• What to work on: Images should be left out, and everything else in the listing reproduced exactly.
* start *
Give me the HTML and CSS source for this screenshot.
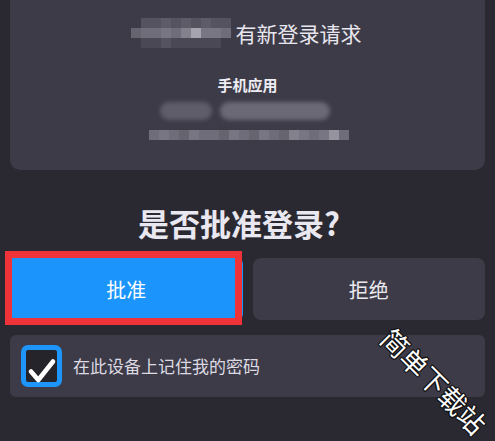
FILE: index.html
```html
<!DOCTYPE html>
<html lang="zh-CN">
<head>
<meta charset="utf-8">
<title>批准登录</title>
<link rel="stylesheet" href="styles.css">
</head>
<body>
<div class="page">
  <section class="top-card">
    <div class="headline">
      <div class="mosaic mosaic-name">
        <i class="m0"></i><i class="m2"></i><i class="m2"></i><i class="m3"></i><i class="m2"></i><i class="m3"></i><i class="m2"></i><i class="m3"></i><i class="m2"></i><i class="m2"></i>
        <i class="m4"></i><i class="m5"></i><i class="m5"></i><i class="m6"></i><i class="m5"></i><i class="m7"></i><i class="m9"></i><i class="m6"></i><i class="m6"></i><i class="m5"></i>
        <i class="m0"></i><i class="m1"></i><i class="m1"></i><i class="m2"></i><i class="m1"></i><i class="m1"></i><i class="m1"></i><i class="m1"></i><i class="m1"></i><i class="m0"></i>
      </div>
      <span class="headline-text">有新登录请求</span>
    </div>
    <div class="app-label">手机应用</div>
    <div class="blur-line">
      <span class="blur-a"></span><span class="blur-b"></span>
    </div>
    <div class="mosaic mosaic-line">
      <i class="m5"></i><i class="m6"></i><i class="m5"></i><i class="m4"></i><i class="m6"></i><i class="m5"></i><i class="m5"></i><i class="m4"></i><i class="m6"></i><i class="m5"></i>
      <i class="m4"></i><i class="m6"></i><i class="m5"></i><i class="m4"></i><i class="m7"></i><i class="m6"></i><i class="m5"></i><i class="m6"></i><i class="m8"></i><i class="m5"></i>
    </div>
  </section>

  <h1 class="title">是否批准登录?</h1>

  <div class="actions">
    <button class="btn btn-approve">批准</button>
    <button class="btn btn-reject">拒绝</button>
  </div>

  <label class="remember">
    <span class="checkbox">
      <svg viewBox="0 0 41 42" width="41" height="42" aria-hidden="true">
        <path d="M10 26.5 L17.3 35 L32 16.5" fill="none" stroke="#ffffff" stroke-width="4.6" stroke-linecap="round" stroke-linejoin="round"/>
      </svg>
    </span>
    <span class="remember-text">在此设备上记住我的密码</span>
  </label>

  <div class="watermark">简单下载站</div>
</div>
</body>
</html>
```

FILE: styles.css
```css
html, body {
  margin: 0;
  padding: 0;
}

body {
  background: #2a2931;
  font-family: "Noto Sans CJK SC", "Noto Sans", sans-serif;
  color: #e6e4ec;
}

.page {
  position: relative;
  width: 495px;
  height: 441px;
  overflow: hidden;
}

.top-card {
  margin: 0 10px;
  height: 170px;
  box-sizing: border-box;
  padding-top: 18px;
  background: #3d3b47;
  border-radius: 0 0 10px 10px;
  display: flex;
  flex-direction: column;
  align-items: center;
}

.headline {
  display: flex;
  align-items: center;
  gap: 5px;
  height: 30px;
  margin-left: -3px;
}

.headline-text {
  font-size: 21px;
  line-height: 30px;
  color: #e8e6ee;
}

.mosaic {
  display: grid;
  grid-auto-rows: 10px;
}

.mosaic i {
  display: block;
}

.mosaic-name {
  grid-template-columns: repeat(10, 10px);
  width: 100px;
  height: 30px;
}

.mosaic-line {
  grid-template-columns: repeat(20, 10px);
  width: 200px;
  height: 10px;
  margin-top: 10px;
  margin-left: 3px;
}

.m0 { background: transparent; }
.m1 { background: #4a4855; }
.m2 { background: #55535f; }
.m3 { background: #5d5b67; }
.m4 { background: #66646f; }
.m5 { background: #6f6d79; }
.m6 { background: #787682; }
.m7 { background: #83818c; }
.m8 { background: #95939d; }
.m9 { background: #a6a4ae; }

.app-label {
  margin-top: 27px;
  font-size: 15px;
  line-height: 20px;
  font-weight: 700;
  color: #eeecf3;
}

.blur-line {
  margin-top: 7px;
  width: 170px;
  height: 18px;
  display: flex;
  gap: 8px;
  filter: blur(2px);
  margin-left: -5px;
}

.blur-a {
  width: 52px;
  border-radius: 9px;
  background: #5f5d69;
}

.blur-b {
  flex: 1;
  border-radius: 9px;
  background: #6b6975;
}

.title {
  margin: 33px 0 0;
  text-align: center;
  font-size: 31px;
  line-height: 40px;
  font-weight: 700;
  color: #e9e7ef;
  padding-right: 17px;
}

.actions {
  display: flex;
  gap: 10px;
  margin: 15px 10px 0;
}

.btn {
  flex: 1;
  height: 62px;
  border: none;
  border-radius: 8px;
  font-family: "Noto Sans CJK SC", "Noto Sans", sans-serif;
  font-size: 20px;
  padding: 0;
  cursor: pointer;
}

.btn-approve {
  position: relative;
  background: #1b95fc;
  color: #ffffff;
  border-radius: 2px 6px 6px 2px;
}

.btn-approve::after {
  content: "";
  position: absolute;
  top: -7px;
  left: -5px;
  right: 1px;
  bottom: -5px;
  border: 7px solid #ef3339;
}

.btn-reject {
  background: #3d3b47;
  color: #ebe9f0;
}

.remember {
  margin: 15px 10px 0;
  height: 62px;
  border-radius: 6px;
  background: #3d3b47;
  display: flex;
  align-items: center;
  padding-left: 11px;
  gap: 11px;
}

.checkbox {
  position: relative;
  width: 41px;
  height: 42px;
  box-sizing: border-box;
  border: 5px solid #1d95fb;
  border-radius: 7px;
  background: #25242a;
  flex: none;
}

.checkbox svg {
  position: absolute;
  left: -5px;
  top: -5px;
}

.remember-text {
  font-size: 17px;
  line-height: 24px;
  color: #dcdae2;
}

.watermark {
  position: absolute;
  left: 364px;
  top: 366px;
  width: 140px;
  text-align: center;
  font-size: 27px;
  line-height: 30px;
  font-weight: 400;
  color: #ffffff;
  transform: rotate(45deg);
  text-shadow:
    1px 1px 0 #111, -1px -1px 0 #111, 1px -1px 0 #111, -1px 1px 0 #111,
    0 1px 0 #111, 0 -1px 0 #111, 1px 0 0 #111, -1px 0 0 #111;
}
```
* end *
• Result for this exercise:
Give me the HTML and CSS source for this screenshot.
FILE: index.html
```html
<!DOCTYPE html>
<html lang="zh-CN">
<head>
<meta charset="utf-8">
<title>批准登录</title>
<link rel="stylesheet" href="styles.css">
</head>
<body>
<div class="page">
  <section class="top-card">
    <div class="headline">
      <div class="mosaic mosaic-name">
        <i class="m0"></i><i class="m2"></i><i class="m2"></i><i class="m3"></i><i class="m2"></i><i class="m3"></i><i class="m2"></i><i class="m3"></i><i class="m2"></i><i class="m2"></i>
        <i class="m4"></i><i class="m5"></i><i class="m5"></i><i class="m6"></i><i class="m5"></i><i class="m7"></i><i class="m9"></i><i class="m6"></i><i class="m6"></i><i class="m5"></i>
        <i class="m0"></i><i class="m1"></i><i class="m1"></i><i class="m2"></i><i class="m1"></i><i class="m1"></i><i class="m1"></i><i class="m1"></i><i class="m1"></i><i class="m0"></i>
      </div>
      <span class="headline-text">有新登录请求</span>
    </div>
    <div class="app-label">手机应用</div>
    <div class="blur-line">
      <span class="blur-a"></span><span class="blur-b"></span>
    </div>
    <div class="mosaic mosaic-line">
      <i class="m5"></i><i class="m6"></i><i class="m5"></i><i class="m4"></i><i class="m6"></i><i class="m5"></i><i class="m5"></i><i class="m4"></i><i class="m6"></i><i class="m5"></i>
      <i class="m4"></i><i class="m6"></i><i class="m5"></i><i class="m4"></i><i class="m7"></i><i class="m6"></i><i class="m5"></i><i class="m6"></i><i class="m8"></i><i class="m5"></i>
    </div>
  </section>

  <h1 class="title">是否批准登录?</h1>

  <div class="actions">
    <button class="btn btn-approve">批准</button>
    <button class="btn btn-reject">拒绝</button>
  </div>

  <label class="remember">
    <span class="checkbox">
      <svg viewBox="0 0 41 42" width="41" height="42" aria-hidden="true">
        <path d="M10 26.5 L17.3 35 L32 16.5" fill="none" stroke="#ffffff" stroke-width="4.6" stroke-linecap="round" stroke-linejoin="round"/>
      </svg>
    </span>
    <span class="remember-text">在此设备上记住我的密码</span>
  </label>

  <div class="watermark">简单下载站</div>
</div>
</body>
</html>
```

FILE: styles.css
```css
html, body {
  margin: 0;
  padding: 0;
}

body {
  background: #2a2931;
  font-family: "Noto Sans CJK SC", "Noto Sans", sans-serif;
  color: #e6e4ec;
}

.page {
  position: relative;
  width: 495px;
  height: 441px;
  overflow: hidden;
}

.top-card {
  margin: 0 10px;
  height: 170px;
  box-sizing: border-box;
  padding-top: 18px;
  background: #3d3b47;
  border-radius: 0 0 10px 10px;
  display: flex;
  flex-direction: column;
  align-items: center;
}

.headline {
  display: flex;
  align-items: center;
  gap: 5px;
  height: 30px;
  margin-left: -3px;
}

.headline-text {
  font-size: 21px;
  line-height: 30px;
  color: #e8e6ee;
}

.mosaic {
  display: grid;
  grid-auto-rows: 10px;
}

.mosaic i {
  display: block;
}

.mosaic-name {
  grid-template-columns: repeat(10, 10px);
  width: 100px;
  height: 30px;
}

.mosaic-line {
  grid-template-columns: repeat(20, 10px);
  width: 200px;
  height: 10px;
  margin-top: 10px;
  margin-left: 3px;
}

.m0 { background: transparent; }
.m1 { background: #4a4855; }
.m2 { background: #55535f; }
.m3 { background: #5d5b67; }
.m4 { background: #66646f; }
.m5 { background: #6f6d79; }
.m6 { background: #787682; }
.m7 { background: #83818c; }
.m8 { background: #95939d; }
.m9 { background: #a6a4ae; }

.app-label {
  margin-top: 27px;
  font-size: 15px;
  line-height: 20px;
  font-weight: 700;
  color: #eeecf3;
}

.blur-line {
  margin-top: 7px;
  width: 170px;
  height: 18px;
  display: flex;
  gap: 8px;
  filter: blur(2px);
  margin-left: -5px;
}

.blur-a {
  width: 52px;
  border-radius: 9px;
  background: #5f5d69;
}

.blur-b {
  flex: 1;
  border-radius: 9px;
  background: #6b6975;
}

.title {
  margin: 33px 0 0;
  text-align: center;
  font-size: 31px;
  line-height: 40px;
  font-weight: 700;
  color: #e9e7ef;
  padding-right: 17px;
}

.actions {
  display: flex;
  gap: 10px;
  margin: 15px 10px 0;
}

.btn {
  flex: 1;
  height: 62px;
  border: none;
  border-radius: 8px;
  font-family: "Noto Sans CJK SC", "Noto Sans", sans-serif;
  font-size: 20px;
  padding: 0;
  cursor: pointer;
}

.btn-approve {
  position: relative;
  background: #1b95fc;
  color: #ffffff;
  border-radius: 2px 6px 6px 2px;
}

.btn-approve::after {
  content: "";
  position: absolute;
  top: -7px;
  left: -5px;
  right: 1px;
  bottom: -5px;
  border: 7px solid #ef3339;
}

.btn-reject {
  background: #3d3b47;
  color: #ebe9f0;
}

.remember {
  margin: 15px 10px 0;
  height: 62px;
  border-radius: 6px;
  background: #3d3b47;
  display: flex;
  align-items: center;
  padding-left: 11px;
  gap: 11px;
}

.checkbox {
  position: relative;
  width: 41px;
  height: 42px;
  box-sizing: border-box;
  border: 5px solid #1d95fb;
  border-radius: 7px;
  background: #25242a;
  flex: none;
}

.checkbox svg {
  position: absolute;
  left: -5px;
  top: -5px;
}

.remember-text {
  font-size: 17px;
  line-height: 24px;
  color: #dcdae2;
}

.watermark {
  position: absolute;
  left: 364px;
  top: 366px;
  width: 140px;
  text-align: center;
  font-size: 27px;
  line-height: 30px;
  font-weight: 400;
  color: #ffffff;
  transform: rotate(45deg);
  text-shadow:
    1px 1px 0 #111, -1px -1px 0 #111, 1px -1px 0 #111, -1px 1px 0 #111,
    0 1px 0 #111, 0 -1px 0 #111, 1px 0 0 #111, -1px 0 0 #111;
}
```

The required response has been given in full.